Task to complete — Leaving out every picture, quote the data below exactly as it appears.

══════════

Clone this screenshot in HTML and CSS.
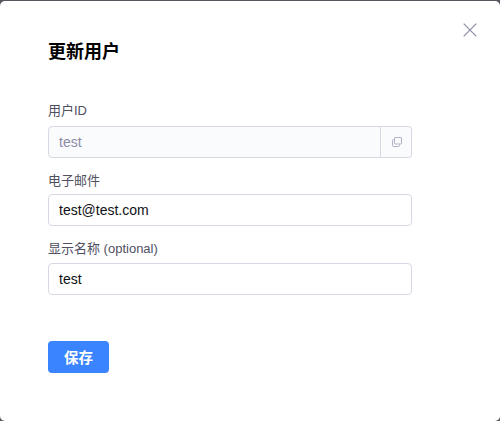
FILE: index.html
```html
<!DOCTYPE html>
<html lang="zh-CN">
<head>
    <meta charset="UTF-8">
    <meta name="viewport" content="width=device-width, initial-scale=1.0">
    <title>更新用户</title>
    <link rel="stylesheet" href="styles.css">
</head>
<body>
    <div class="modal">
        <button class="close" type="button" aria-label="关闭">
            <svg width="14" height="14" viewBox="0 0 14 14">
                <path d="M.7.7l12.6 12.6M13.3.7L.7 13.3" fill="none" stroke="#8c8caa" stroke-width="1.2"/>
            </svg>
        </button>
        <h1>更新用户</h1>
        <form>
            <div class="field">
                <label for="user-id">用户ID</label>
                <div class="input-group">
                    <input id="user-id" type="text" value="test" disabled>
                    <button class="copy" type="button" aria-label="复制">
                        <svg width="10" height="10" viewBox="0 0 10 10" fill="none" stroke="#b0b0c6">
                            <rect x="2.5" y=".5" width="7" height="6.5" rx=".5"/>
                            <path d="M2.5 2.5h-1a1 1 0 0 0-1 1v5a1 1 0 0 0 1 1h5a1 1 0 0 0 1-1v-1"/>
                        </svg>
                    </button>
                </div>
            </div>
            <div class="field">
                <label for="email">电子邮件</label>
                <input id="email" type="text" value="test@test.com">
            </div>
            <div class="field">
                <label for="name">显示名称 (optional)</label>
                <input id="name" type="text" value="test">
            </div>
            <button class="save" type="button">保存</button>
        </form>
    </div>
</body>
</html>
```

FILE: styles.css
```css
* {
    box-sizing: border-box;
}

body {
    margin: 0;
    padding-top: 1px;
    background: #56565e;
    font-family: "Liberation Sans", "Noto Sans CJK SC", sans-serif;
}

.modal {
    position: relative;
    height: 420px;
    padding: 38px 88px 0 48px;
    background: #fff;
    border-radius: 5px;
}

.close {
    position: absolute;
    top: 22px;
    right: 23px;
    width: 14px;
    height: 14px;
    padding: 0;
    border: none;
    background: none;
}

.close svg, .copy svg {
    display: block;
}

h1 {
    margin: 0 0 37px;
    font-size: 18px;
    line-height: 26px;
    color: #000;
}

.field {
    display: flex;
    flex-direction: column;
    margin-bottom: 13px;
}

label {
    height: 24px;
    font-size: 13px;
    line-height: 18px;
    color: #50505f;
}

.field:nth-child(2) label {
    height: 23px;
    line-height: 19px;
}

.field:nth-child(3) label {
    line-height: 20px;
}

input {
    width: 100%;
    height: 32px;
    padding: 0 10px;
    border: 1px solid #d8d8e5;
    border-radius: 4px;
    background: #fff;
    color: #101014;
    font-family: inherit;
    font-size: 14px;
}

.input-group {
    display: flex;
}

.input-group input {
    flex: 1;
    min-width: 0;
    background: #fafbfd;
    color: #8b8ba7;
    border-radius: 4px 0 0 4px;
}

.copy {
    display: flex;
    align-items: center;
    justify-content: center;
    width: 31px;
    height: 32px;
    padding: 0 0 0 1px;
    border: 1px solid #d8d8e5;
    border-left: none;
    border-radius: 0 4px 4px 0;
    background: #fafbfd;
}

.save {
    width: 61px;
    height: 32px;
    margin-top: 33px;
    padding: 0 0 2px;
    border: none;
    border-radius: 4px;
    background: #3a84ff;
    color: #fff;
    font-family: inherit;
    font-size: 14.5px;
    font-weight: bold;
}
```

══════════

Task answer —
Clone this screenshot in HTML and CSS.
FILE: index.html
```html
<!DOCTYPE html>
<html lang="zh-CN">
<head>
    <meta charset="UTF-8">
    <meta name="viewport" content="width=device-width, initial-scale=1.0">
    <title>更新用户</title>
    <link rel="stylesheet" href="styles.css">
</head>
<body>
    <div class="modal">
        <button class="close" type="button" aria-label="关闭">
            <svg width="14" height="14" viewBox="0 0 14 14">
                <path d="M.7.7l12.6 12.6M13.3.7L.7 13.3" fill="none" stroke="#8c8caa" stroke-width="1.2"/>
            </svg>
        </button>
        <h1>更新用户</h1>
        <form>
            <div class="field">
                <label for="user-id">用户ID</label>
                <div class="input-group">
                    <input id="user-id" type="text" value="test" disabled>
                    <button class="copy" type="button" aria-label="复制">
                        <svg width="10" height="10" viewBox="0 0 10 10" fill="none" stroke="#b0b0c6">
                            <rect x="2.5" y=".5" width="7" height="6.5" rx=".5"/>
                            <path d="M2.5 2.5h-1a1 1 0 0 0-1 1v5a1 1 0 0 0 1 1h5a1 1 0 0 0 1-1v-1"/>
                        </svg>
                    </button>
                </div>
            </div>
            <div class="field">
                <label for="email">电子邮件</label>
                <input id="email" type="text" value="test@test.com">
            </div>
            <div class="field">
                <label for="name">显示名称 (optional)</label>
                <input id="name" type="text" value="test">
            </div>
            <button class="save" type="button">保存</button>
        </form>
    </div>
</body>
</html>
```

FILE: styles.css
```css
* {
    box-sizing: border-box;
}

body {
    margin: 0;
    padding-top: 1px;
    background: #56565e;
    font-family: "Liberation Sans", "Noto Sans CJK SC", sans-serif;
}

.modal {
    position: relative;
    height: 420px;
    padding: 38px 88px 0 48px;
    background: #fff;
    border-radius: 5px;
}

.close {
    position: absolute;
    top: 22px;
    right: 23px;
    width: 14px;
    height: 14px;
    padding: 0;
    border: none;
    background: none;
}

.close svg, .copy svg {
    display: block;
}

h1 {
    margin: 0 0 37px;
    font-size: 18px;
    line-height: 26px;
    color: #000;
}

.field {
    display: flex;
    flex-direction: column;
    margin-bottom: 13px;
}

label {
    height: 24px;
    font-size: 13px;
    line-height: 18px;
    color: #50505f;
}

.field:nth-child(2) label {
    height: 23px;
    line-height: 19px;
}

.field:nth-child(3) label {
    line-height: 20px;
}

input {
    width: 100%;
    height: 32px;
    padding: 0 10px;
    border: 1px solid #d8d8e5;
    border-radius: 4px;
    background: #fff;
    color: #101014;
    font-family: inherit;
    font-size: 14px;
}

.input-group {
    display: flex;
}

.input-group input {
    flex: 1;
    min-width: 0;
    background: #fafbfd;
    color: #8b8ba7;
    border-radius: 4px 0 0 4px;
}

.copy {
    display: flex;
    align-items: center;
    justify-content: center;
    width: 31px;
    height: 32px;
    padding: 0 0 0 1px;
    border: 1px solid #d8d8e5;
    border-left: none;
    border-radius: 0 4px 4px 0;
    background: #fafbfd;
}

.save {
    width: 61px;
    height: 32px;
    margin-top: 33px;
    padding: 0 0 2px;
    border: none;
    border-radius: 4px;
    background: #3a84ff;
    color: #fff;
    font-family: inherit;
    font-size: 14.5px;
    font-weight: bold;
}
```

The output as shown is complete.